What is malware?

Malware – or malicious software – refers to a range of harmful programs designed to damage your computer, network or server, and it can include viruses, trojans and worms. These programs target individuals and organizations, and can steal information, damage data, hijack website visits and spy on Internet activity.

Malware can hide inside innocuous-looking software (trojans) or spread between machines without relying on user interaction (worms). It can be custom-designed to evade defences and execute specific tasks.

Malware is usually delivered via email phishing or fraudulent links. Malicious apps and USB memory sticks can also compromise smartphones and computers.

Once inadvertently installed, malware can carry out many activities unseen. It may spy on website visits, destroy data, record your keystrokes, or piece together passwords. Ransomware is an increasingly popular form of malware that encrypts important business information until the organization pays a ransom.

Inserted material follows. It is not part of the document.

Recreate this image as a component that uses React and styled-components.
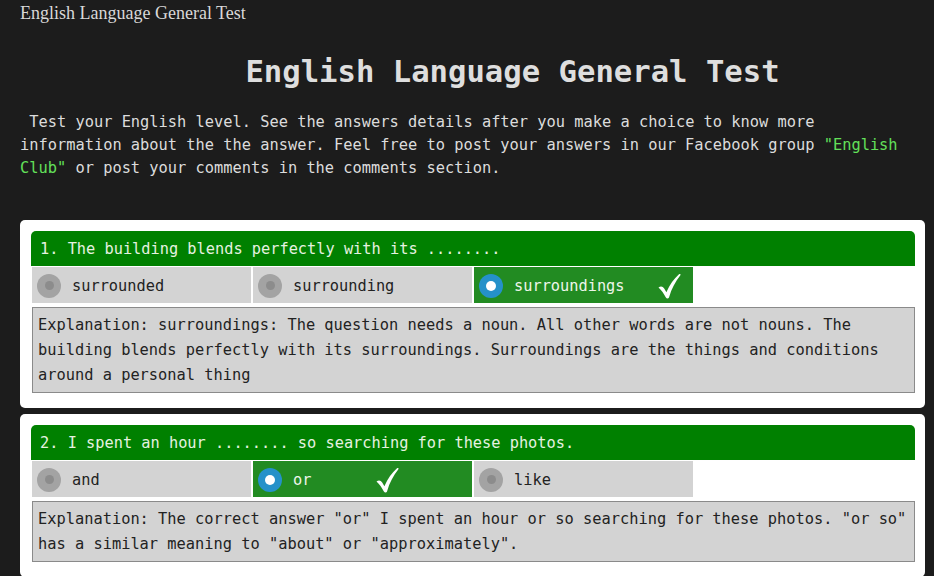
import React from 'react';
import styled, { createGlobalStyle } from 'styled-components';

const GlobalStyle = createGlobalStyle`
  html, body {
    margin: 0;
    padding: 0;
    background: #1c1c1c;
  }
`;

const Page = styled.div`
  width: 905px;
  padding: 0 0 0 20px;
  font-family: 'DejaVu Sans Mono', 'Liberation Mono', monospace;
  color: #dcdcdc;
`;

const SiteName = styled.div`
  font-family: 'Liberation Serif', serif;
  font-size: 18px;
  line-height: 26px;
  color: #d8d8d8;
`;

const Title = styled.h1`
  margin: 26px 0 0;
  padding-left: 80px;
  text-align: center;
  font-size: 30.6px;
  line-height: 40px;
  font-weight: bold;
  color: #dedede;
`;

const Intro = styled.p`
  margin: 19px 0 0;
  width: 885px;
  font-size: 15.35px;
  line-height: 23px;
  color: #dcdcdc;
  white-space: pre-wrap;
`;

const Link = styled.span`
  color: #63e05a;
`;

const Questions = styled.div`
  margin-top: 40px;
  display: flex;
  flex-direction: column;
  gap: 6px;
`;

const Card = styled.section`
  background: #fff;
  border-radius: 5px;
  padding: 11px 10px 15px 11px;
`;

const Question = styled.div`
  background: #008000;
  color: #e6f2e0;
  border-radius: 5px 5px 0 0;
  height: 35px;
  padding: 0 9px;
  display: flex;
  align-items: center;
  font-size: 15.3px;
`;

const Options = styled.div`
  display: flex;
  gap: 2px;
  margin: 1px 0 4px 1px;
`;

const Option = styled.div`
  width: 219px;
  height: 36px;
  display: flex;
  align-items: center;
  padding: 1px 0 0 5px;
  box-sizing: border-box;
  background: ${p => (p.$correct ? '#228b22' : '#d3d3d3')};
  color: ${p => (p.$correct ? '#eef6ea' : '#222')};
  font-size: 15.3px;
`;

const Radio = styled.span`
  width: 24px;
  height: 24px;
  border-radius: 50%;
  background: ${p => (p.$on ? '#2591c9' : '#a3a3a3')};
  display: flex;
  align-items: center;
  justify-content: center;
  margin-right: 11px;
  flex-shrink: 0;

  &::after {
    content: '';
    width: ${p => (p.$on ? '10px' : '9px')};
    height: ${p => (p.$on ? '10px' : '9px')};
    border-radius: 50%;
    background: ${p => (p.$on ? '#fff' : '#8c8c8c')};
  }
`;

const Check = styled.svg`
  width: 24px;
  height: 26px;
  margin-left: ${p => p.$gap}px;
  flex-shrink: 0;
`;

const Explanation = styled.div`
  background: #d3d3d3;
  border: 1px solid #8a8a8a;
  margin-left: 1px;
  padding: 5px 5px 4px;
  font-size: 15.35px;
  line-height: 25px;
  color: #222;
`;

const questions = [
  {
    text: '1. The building blends perfectly with its ........',
    options: ['surrounded', 'surrounding', 'surroundings'],
    correct: 2,
    gap: 32,
    explanation:
      'Explanation: surroundings: The question needs a noun. All other words are not nouns. The building blends perfectly with its surroundings. Surroundings are the things and conditions around a personal thing',
  },
  {
    text: '2. I spent an hour ........ so searching for these photos.',
    options: ['and', 'or', 'like'],
    correct: 1,
    gap: 64,
    explanation:
      'Explanation: The correct answer "or" I spent an hour or so searching for these photos. "or so" has a similar meaning to "about" or "approximately".',
  },
];

const CheckMark = ({ gap }) => (
  <Check $gap={gap} viewBox="0 0 24 26">
    <path
      d="M1.5 14.5 C3.8 12.6 5.8 13.2 7.2 15.6 L9.4 19.2 C12.8 11.5 16.8 5.8 22 1.2 C23.2 0.4 24 1.3 23.2 2.4 C18.4 8.4 14.6 15.4 12 24.4 C11.5 25.8 9.6 25.9 8.9 24.6 C6.8 20.4 4.6 17.2 1.5 14.5 Z"
      fill="#fff"
    />
  </Check>
);

const App = () => {
  return (
    <>
      <GlobalStyle />
      <Page>
        <SiteName>English Language General Test</SiteName>
        <Title>English Language General Test</Title>
        <Intro>
          {' Test your English level. See the answers details after you make a choice to know more information about the the answer. Feel free to post your answers in our Facebook group '}
          <Link>"English Club"</Link>
          {' or post your comments in the comments section.'}
        </Intro>
        <Questions>
          {questions.map(q => (
            <Card key={q.text}>
              <Question>{q.text}</Question>
              <Options>
                {q.options.map((o, i) => (
                  <Option key={o} $correct={i === q.correct}>
                    <Radio $on={i === q.correct} />
                    <span>{o}</span>
                    {i === q.correct && <CheckMark gap={q.gap} />}
                  </Option>
                ))}
              </Options>
              <Explanation>{q.explanation}</Explanation>
            </Card>
          ))}
        </Questions>
      </Page>
    </>
  );
};

export default App;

What are the risks to your business?

  • Data loss
  • Financial loss
  • Hardware damage
  • Paralysis of business activity

How to defend your business against malware

  • Put in place strong response, recovery and back-up processes.
  • Run up-to-date antivirus software on all machines and consider systems that use file reputation and behavior analysis within a safe sandbox system. Network behavior anomaly detection (alert to attacker commands) is another systems security option.
  • Keep your PCs, servers and associated hardware up to date, installing the latest security patches as they become available.
  • Make sure that your staff avoid questionable websites and know not to download free software or apps, run Microsoft Office macros on email attachments or use USB sticks from unverified sources.
  • Consider application whitelisting (blocking any software not already authorized).
  • Use different passwords for different business logins. You can also build in timed password changes across the system, requiring staff to update passwords every three months, for example.
  • Consider two-factor authentication for entry to the network, for business-critical applications and for applications that access sensitive data.
  • Restrict access to sensitive applications by only giving usernames and passwords to staff who need them.
  • Require staff to shut down their computers completely at the end of the day to ensure they are receiving the latest security updates.